How does it feel playing that stuff live?
It’s so much fun, man. Yeah. It’s so much fun… Every show’s different, you know? Like sometimes the kids just go off. Sometimes they just chill out… Oh, speaking of, there was a kid in line who said he’s coming to five shows, him and all four of his boys. Which is rad as fuck, but to me, I’m like, ‘Fuck, dude, I hope you don’t get bored.’ It made me think, though, it may be time to start switching the set up a little. Shit.

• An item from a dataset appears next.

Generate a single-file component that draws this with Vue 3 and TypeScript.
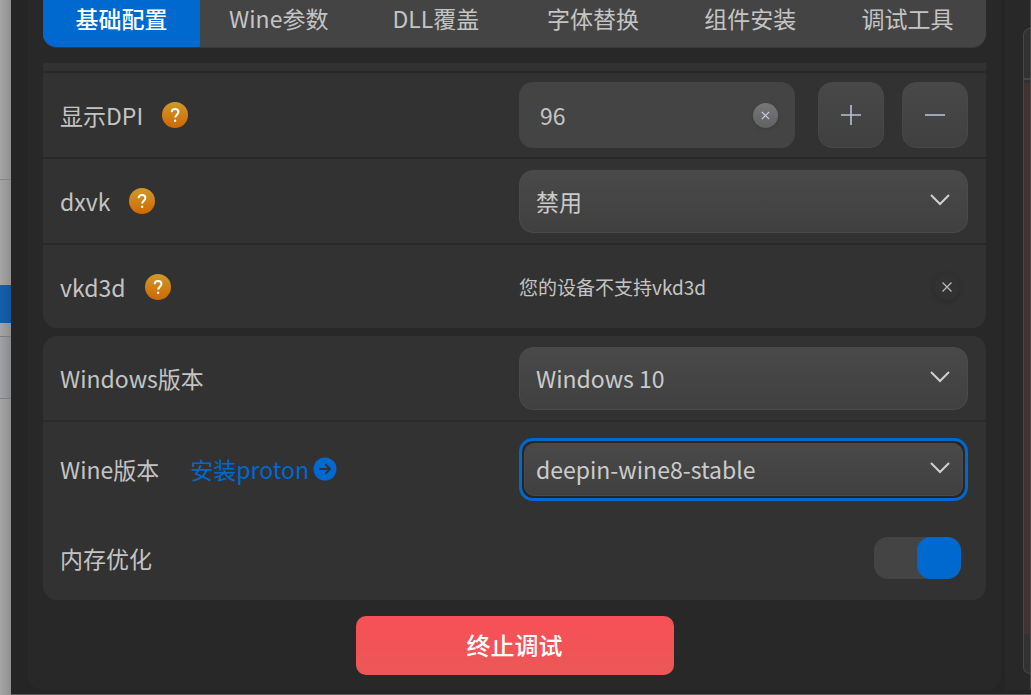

Dude, that thing’s a monster.
It’s a manwich. A manwich? How funny was that, a jar of Manwich. Remember that shit? Talk about fuckin’ — what is that — sexist? You’re not a “man” without a jar of Manwich. I’m like fifteen years old (in a squeaky kid’s voice): ‘”I want some Manwich.” My mama made some good manwich, yo.
You gotta put some mustard in it, some ketchup, some tabasco, some brown sugar…
Brown sugar? Holy shit, that sounds terrible.